= STATED TASK =
Work out how many lines of the records contain "index". Answer with the number and nothing else.

= RECORDS TO USE =
◇ ◇ ◇ ◇ ◇ ◇ ◇

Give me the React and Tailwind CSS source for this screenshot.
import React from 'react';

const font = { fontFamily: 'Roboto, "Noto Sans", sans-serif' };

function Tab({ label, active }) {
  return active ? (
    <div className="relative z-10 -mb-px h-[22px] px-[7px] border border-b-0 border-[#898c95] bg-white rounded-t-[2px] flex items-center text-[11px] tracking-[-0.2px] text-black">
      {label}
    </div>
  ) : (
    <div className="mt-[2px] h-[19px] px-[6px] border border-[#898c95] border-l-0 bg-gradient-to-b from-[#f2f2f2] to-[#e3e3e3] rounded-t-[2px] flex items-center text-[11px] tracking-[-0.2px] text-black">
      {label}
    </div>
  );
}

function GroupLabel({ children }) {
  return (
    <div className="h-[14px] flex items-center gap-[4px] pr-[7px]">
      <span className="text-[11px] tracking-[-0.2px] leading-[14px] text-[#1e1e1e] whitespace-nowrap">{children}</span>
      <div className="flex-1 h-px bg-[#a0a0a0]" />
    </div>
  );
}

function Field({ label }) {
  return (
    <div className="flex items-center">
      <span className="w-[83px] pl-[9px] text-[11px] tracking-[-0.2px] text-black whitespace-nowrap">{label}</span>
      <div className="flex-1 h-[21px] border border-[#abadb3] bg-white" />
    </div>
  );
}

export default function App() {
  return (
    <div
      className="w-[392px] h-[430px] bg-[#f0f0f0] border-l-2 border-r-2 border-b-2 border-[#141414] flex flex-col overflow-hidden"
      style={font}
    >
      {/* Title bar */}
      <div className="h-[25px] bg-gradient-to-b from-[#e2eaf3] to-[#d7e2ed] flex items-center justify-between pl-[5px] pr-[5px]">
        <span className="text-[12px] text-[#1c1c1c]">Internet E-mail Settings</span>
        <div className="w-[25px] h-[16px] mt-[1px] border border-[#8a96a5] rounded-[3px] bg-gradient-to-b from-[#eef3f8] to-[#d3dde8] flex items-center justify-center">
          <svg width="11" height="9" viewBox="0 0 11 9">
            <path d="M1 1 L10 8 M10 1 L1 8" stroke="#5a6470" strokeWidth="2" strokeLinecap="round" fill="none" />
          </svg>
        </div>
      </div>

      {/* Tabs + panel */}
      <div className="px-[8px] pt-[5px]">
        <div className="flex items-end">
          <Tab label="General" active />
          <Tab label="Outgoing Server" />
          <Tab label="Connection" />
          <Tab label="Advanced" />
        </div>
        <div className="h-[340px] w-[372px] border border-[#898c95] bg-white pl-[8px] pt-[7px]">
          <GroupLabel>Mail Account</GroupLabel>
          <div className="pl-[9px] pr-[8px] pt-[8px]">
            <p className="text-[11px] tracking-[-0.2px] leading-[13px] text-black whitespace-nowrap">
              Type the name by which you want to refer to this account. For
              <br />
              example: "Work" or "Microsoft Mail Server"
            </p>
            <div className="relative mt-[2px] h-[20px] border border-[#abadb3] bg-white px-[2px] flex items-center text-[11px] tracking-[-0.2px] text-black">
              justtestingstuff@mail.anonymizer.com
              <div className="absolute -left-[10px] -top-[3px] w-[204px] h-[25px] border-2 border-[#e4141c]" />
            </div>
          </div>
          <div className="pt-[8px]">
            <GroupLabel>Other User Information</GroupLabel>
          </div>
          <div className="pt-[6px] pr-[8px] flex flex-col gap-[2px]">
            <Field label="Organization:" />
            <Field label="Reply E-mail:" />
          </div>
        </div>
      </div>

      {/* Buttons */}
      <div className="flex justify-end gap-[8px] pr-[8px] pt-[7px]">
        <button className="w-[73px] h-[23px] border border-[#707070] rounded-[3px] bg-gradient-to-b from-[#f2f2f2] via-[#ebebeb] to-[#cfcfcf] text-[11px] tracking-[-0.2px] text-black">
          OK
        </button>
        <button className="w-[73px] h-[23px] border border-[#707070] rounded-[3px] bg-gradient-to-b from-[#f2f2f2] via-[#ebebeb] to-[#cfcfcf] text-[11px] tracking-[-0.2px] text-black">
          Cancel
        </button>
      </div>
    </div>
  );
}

◇ ◇ ◇ ◇ ◇ ◇ ◇

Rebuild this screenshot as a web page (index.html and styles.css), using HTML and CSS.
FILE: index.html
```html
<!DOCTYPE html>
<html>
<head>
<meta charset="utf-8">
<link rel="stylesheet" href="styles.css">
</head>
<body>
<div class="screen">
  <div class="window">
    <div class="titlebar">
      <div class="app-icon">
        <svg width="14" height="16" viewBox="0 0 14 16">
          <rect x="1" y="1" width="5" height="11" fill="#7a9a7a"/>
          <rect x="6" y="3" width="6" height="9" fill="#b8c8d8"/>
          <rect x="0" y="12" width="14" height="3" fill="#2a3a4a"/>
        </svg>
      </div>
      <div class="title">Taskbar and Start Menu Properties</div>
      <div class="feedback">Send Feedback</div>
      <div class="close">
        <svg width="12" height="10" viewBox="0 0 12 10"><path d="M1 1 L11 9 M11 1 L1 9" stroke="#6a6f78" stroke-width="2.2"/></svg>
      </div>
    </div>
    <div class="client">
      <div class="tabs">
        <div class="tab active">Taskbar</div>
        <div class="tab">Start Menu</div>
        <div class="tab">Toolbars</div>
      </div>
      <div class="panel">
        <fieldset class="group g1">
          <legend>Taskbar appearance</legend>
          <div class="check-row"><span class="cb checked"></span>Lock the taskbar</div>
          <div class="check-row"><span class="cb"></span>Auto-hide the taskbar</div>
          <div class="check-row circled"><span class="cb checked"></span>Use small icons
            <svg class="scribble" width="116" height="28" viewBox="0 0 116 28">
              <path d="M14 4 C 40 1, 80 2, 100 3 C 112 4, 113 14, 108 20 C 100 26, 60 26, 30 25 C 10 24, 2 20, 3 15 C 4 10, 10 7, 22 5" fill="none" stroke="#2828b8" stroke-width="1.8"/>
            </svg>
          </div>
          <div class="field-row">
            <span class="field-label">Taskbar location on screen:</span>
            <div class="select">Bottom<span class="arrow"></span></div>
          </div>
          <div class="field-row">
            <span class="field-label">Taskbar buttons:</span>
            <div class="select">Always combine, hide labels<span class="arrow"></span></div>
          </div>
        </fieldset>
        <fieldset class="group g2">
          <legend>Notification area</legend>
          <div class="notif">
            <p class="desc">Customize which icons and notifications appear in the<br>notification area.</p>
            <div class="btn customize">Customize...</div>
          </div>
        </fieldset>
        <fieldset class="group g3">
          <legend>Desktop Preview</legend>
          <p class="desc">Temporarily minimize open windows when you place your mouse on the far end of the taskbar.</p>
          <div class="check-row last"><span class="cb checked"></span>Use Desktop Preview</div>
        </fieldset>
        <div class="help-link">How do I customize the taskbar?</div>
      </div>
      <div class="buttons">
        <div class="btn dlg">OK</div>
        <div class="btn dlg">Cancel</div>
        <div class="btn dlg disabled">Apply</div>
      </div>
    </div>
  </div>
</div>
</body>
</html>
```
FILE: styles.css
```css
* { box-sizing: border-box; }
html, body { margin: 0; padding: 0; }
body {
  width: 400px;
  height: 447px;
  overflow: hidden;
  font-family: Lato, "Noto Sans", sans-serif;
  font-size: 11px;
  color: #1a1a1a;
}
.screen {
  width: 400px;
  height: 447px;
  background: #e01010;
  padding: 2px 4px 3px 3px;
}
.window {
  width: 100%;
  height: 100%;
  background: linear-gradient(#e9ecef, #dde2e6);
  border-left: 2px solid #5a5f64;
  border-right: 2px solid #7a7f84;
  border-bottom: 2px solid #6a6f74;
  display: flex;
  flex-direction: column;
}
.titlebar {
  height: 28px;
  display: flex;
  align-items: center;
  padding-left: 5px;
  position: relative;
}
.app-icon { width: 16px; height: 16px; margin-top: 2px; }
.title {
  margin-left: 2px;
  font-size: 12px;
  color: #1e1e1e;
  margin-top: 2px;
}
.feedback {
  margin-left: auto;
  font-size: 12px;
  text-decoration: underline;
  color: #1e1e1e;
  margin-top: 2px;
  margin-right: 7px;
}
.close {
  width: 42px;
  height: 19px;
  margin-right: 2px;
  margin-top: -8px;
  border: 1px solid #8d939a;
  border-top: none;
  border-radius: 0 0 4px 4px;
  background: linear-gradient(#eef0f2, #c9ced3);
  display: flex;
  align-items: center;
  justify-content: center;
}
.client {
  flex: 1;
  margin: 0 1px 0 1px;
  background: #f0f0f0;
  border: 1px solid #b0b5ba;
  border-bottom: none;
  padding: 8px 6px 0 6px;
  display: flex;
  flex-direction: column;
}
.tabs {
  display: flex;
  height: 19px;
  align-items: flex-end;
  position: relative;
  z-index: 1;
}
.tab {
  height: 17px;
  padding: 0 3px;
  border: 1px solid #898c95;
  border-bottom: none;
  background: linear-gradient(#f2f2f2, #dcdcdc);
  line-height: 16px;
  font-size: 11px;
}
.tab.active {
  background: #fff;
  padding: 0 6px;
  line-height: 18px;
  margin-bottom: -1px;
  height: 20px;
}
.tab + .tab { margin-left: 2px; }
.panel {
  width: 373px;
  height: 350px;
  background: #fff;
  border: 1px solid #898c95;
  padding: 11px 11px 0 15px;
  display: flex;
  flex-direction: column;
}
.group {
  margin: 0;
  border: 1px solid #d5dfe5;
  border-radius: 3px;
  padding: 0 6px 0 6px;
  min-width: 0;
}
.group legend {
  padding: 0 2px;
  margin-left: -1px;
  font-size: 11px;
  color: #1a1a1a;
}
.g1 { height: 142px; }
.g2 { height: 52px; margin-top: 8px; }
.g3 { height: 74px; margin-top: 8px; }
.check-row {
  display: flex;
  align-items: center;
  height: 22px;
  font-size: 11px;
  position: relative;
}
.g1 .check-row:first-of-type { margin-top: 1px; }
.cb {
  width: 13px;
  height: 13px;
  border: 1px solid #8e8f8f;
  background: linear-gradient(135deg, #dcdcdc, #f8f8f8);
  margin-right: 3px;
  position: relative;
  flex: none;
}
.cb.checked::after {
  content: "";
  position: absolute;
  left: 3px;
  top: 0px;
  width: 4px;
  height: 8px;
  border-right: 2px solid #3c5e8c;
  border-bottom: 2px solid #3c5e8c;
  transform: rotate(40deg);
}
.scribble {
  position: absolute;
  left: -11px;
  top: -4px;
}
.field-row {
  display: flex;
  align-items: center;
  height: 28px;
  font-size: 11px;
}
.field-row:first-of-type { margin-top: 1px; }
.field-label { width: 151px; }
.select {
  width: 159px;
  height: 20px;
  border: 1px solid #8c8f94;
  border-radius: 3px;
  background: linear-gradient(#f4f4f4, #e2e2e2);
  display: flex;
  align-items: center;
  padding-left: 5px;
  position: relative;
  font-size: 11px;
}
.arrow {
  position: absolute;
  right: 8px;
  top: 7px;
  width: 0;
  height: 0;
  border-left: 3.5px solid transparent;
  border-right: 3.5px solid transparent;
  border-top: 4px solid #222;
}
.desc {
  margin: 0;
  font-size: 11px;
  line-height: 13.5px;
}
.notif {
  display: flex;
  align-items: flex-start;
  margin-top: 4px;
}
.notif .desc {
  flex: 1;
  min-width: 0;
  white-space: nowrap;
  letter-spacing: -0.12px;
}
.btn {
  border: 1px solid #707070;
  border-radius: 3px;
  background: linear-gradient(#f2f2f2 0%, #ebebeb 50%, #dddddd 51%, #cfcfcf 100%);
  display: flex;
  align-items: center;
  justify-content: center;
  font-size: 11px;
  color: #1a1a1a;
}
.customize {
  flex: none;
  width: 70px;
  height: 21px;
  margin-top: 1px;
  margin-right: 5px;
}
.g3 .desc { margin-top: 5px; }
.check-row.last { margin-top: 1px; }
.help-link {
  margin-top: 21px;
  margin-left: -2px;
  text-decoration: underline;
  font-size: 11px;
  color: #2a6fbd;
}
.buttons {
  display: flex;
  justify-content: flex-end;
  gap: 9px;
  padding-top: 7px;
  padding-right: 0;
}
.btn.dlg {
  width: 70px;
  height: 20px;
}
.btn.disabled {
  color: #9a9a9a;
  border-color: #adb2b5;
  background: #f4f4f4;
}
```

◇ ◇ ◇ ◇ ◇ ◇ ◇

= TASK RESPONSE =
3